On 10/05/2011 08:50 PM, Luiz Capitulino wrote:
> > > I'm not exactly against the semantics you're proposing, but they don't
> > > seem to fit today's qemu.
> >
> > Today's qemu is broken here.
>
> For me it's broken because it will abort() if you migrate a paused vm, for
> you it seems to be broken at the semantic level.
>
> We can fix the semantics without breaking compatibility.
s/We can/ We can't
I think we should divide stop causes into three groups:
1) those that are undone by QEMU itself:
RSTATE_DEBUG
RSTATE_SAVEVM
RSTATE_PRE_MIGRATE
RSTATE_RESTORE
For these a lock/release scheme is definitely better. The VM should not
start until none of these conditions is in effect, even after a "cont"
command.
2) those that are undone by management:
RSTATE_IO_ERROR
For this we can add a new "retry" monitor command that guarantees no
races if the user issues a "stop" or "cont" command while management is
processing it. Effectively, it is also a lock/release scheme but
controlled by management.
3) those that are undone by "cont":
RSTATE_PRE_LAUNCH
RSTATE_PAUSED
RSTATE_WATCHDOG
RSTATE_POST_MIGRATE
RSTATE_PANICKED
It put here the three runstates where the VM should really not be
restarted at all. We can then add a new "start" command that only flips
these five to RSTATE_RUNNING.
So the runstate is composed of six elements: five lock/unlock states (of
which only one can be unlocked by the user), and one running/paused
state (composed of five pause reasons + "none").
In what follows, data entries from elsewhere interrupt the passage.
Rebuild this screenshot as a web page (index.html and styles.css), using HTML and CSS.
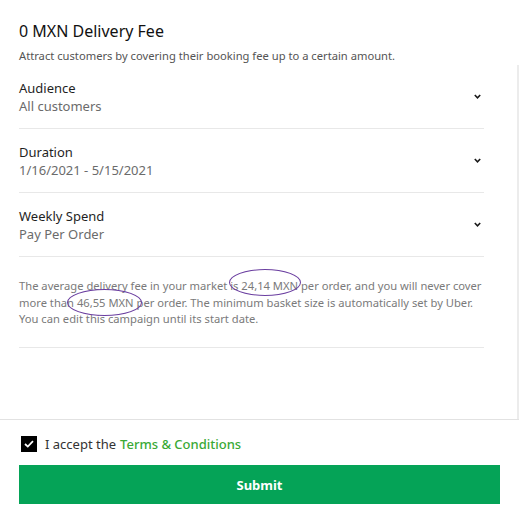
FILE: index.html
```html
<!DOCTYPE html>
<html>
<head>
  <meta charset="UTF-8">
  <title>Delivery Fee Campaign</title>
  <link rel="stylesheet" href="styles.css">
</head>
<body>
  <div class="header">
    <h1>0 MXN Delivery Fee</h1>
    <div class="subtitle">Attract customers by covering their booking fee up to a certain amount.</div>
  </div>

  <div class="scroll">
    <div class="content">
      <div class="row">
        <div class="row-text">
          <div class="label">Audience</div>
          <div class="value">All customers</div>
        </div>
        <svg class="chevron" width="7" height="5" viewBox="0 0 7 5"><path d="M0.8 1 L3.5 3.8 L6.2 1" fill="none" stroke="#1a1a1a" stroke-width="1.6"/></svg>
      </div>
      <div class="row">
        <div class="row-text">
          <div class="label">Duration</div>
          <div class="value">1/16/2021 - 5/15/2021</div>
        </div>
        <svg class="chevron" width="7" height="5" viewBox="0 0 7 5"><path d="M0.8 1 L3.5 3.8 L6.2 1" fill="none" stroke="#1a1a1a" stroke-width="1.6"/></svg>
      </div>
      <div class="row">
        <div class="row-text">
          <div class="label">Weekly Spend</div>
          <div class="value">Pay Per Order</div>
        </div>
        <svg class="chevron" width="7" height="5" viewBox="0 0 7 5"><path d="M0.8 1 L3.5 3.8 L6.2 1" fill="none" stroke="#1a1a1a" stroke-width="1.6"/></svg>
      </div>

      <div class="note">
        The average delivery fee in your market is 24,14 MXN per order, and you will never cover<br>
        more than 46,55 MXN per order. The minimum basket size is automatically set by Uber.<br>
        You can edit this campaign until its start date.
        <span class="mark mark-one"></span>
        <span class="mark mark-two"></span>
      </div>
    </div>
  </div>

  <div class="footer">
    <label class="accept">
      <span class="checkbox">
        <svg width="10" height="8" viewBox="0 0 10 8"><path d="M1 4 L3.8 6.6 L9 1.2" fill="none" stroke="#fff" stroke-width="1.8"/></svg>
      </span>
      I accept the <a href="#" class="terms">Terms &amp; Conditions</a>
    </label>
    <button class="submit">Submit</button>
  </div>
</body>
</html>
```

FILE: styles.css
```css
body {
  font-family: 'Noto Sans', 'Open Sans', sans-serif;
  margin: 0;
  color: #1f1f1f;
  background: #fff;
}
.header {
  padding: 20px 19px 1px;
}
h1 {
  font-size: 16px;
  font-weight: 400;
  line-height: 22px;
  margin: 0;
  color: #111;
}
.subtitle {
  font-size: 11.2px;
  line-height: 16px;
  margin-top: 6px;
  color: #545454;
}
.scroll {
  height: 354px;
  border-right: 2px solid #ececec;
  box-sizing: border-box;
}
.content {
  width: 465px;
  margin-left: 19px;
}
.row {
  display: flex;
  align-items: center;
  justify-content: space-between;
  padding: 14px 0 13px;
  border-bottom: 1px solid #e8e8e8;
}
.label {
  font-size: 13px;
  line-height: 18px;
  color: #1f1f1f;
}
.value {
  font-size: 13px;
  line-height: 18px;
  color: #6b6b6b;
}
.chevron {
  margin-right: 3px;
  margin-top: -2px;
}
.note {
  position: relative;
  font-size: 11.2px;
  line-height: 16.5px;
  color: #7a7a7a;
  padding: 21px 0 19px;
  border-bottom: 1px solid #e8e8e8;
  white-space: nowrap;
}
.mark {
  position: absolute;
  border: 1.5px solid #6b3fa0;
  border-radius: 50%;
}
.mark-one {
  left: 210px;
  top: 12px;
  width: 70px;
  height: 25px;
}
.mark-two {
  left: 48px;
  top: 32px;
  width: 73px;
  height: 25px;
}
.footer {
  border-top: 1px solid #e2e2e2;
  padding: 15px 19px;
}
.accept {
  display: flex;
  align-items: center;
  font-size: 13px;
  color: #333;
  margin-left: 2px;
}
.checkbox {
  width: 16px;
  height: 16px;
  background: #000;
  display: flex;
  align-items: center;
  justify-content: center;
  margin-right: 8px;
}
.terms {
  color: #3aa935;
  text-decoration: none;
  font-weight: 500;
  margin-left: 4px;
}
.submit {
  display: block;
  width: 100%;
  height: 39px;
  margin-top: 12px;
  border: none;
  background-color: #05a357;
  color: #fff;
  font-family: 'Noto Sans', 'Open Sans', sans-serif;
  font-size: 13px;
  font-weight: 700;
  cursor: pointer;
}
```
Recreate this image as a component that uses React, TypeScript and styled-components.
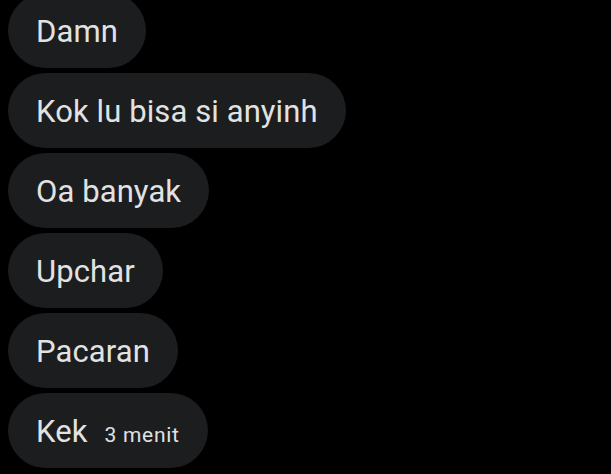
import React from "react";
import styled, { createGlobalStyle } from "styled-components";

const Global = createGlobalStyle`
  html, body { margin: 0; padding: 0; background: #000; }
  body { font-family: Roboto, "Noto Sans", sans-serif; -webkit-font-smoothing: antialiased; }
`;

const List = styled.div`
  display: flex;
  flex-direction: column;
  align-items: flex-start;
  gap: 5px;
  padding-left: 8px;
  margin-top: -7px;
`;

const Bubble = styled.div`
  display: flex;
  align-items: baseline;
  height: 75px;
  box-sizing: border-box;
  padding: 0 28px 0 28px;
  border-radius: 38px;
  background: #1c1d1f;
  color: #e2e2e2;
  font-size: 31px;
  letter-spacing: 0.1px;
  line-height: 78px;
  white-space: nowrap;
`;

const Time = styled.span`
  font-size: 21px;
  letter-spacing: 0.7px;
  margin-left: 17px;
  color: #e2e2e2;
`;

const messages = ["Damn", "Kok lu bisa si anyinh", "Oa banyak", "Upchar", "Pacaran"];

export default function App() {
  return (
    <>
      <Global />
      <List>
        {messages.map((m) => (
          <Bubble key={m}>{m}</Bubble>
        ))}
        <Bubble>
          Kek<Time>3 menit</Time>
        </Bubble>
      </List>
    </>
  );
}
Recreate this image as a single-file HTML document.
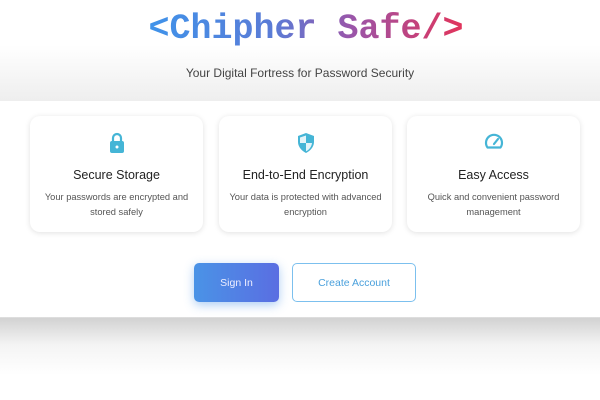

That is, the runstate
is a tuple like [debug, savevm, pre_migrate, restore, io_error,
pause_reason] and for the VM to run it must look like [false, false,
false, false, false, none].
The four monitor commands would be:
1) "stop":
if runstate[pause_reason] == none then
runstate[pause_reason] = paused
2) "retry":
runstate[io_error] = false
3) "start":
runstate[pause_reason] = none
There could also be a differentiation between "start" and "start -f",
where "-f" would be needed to get out of RSTATE_POST_MIGRATE,
RSTATE_PANICKED and probably RSTATE_WATCHDOG too.
4) "cont": backwards compatibility provided by "retry"+"start -f".
How does this look?
Paolo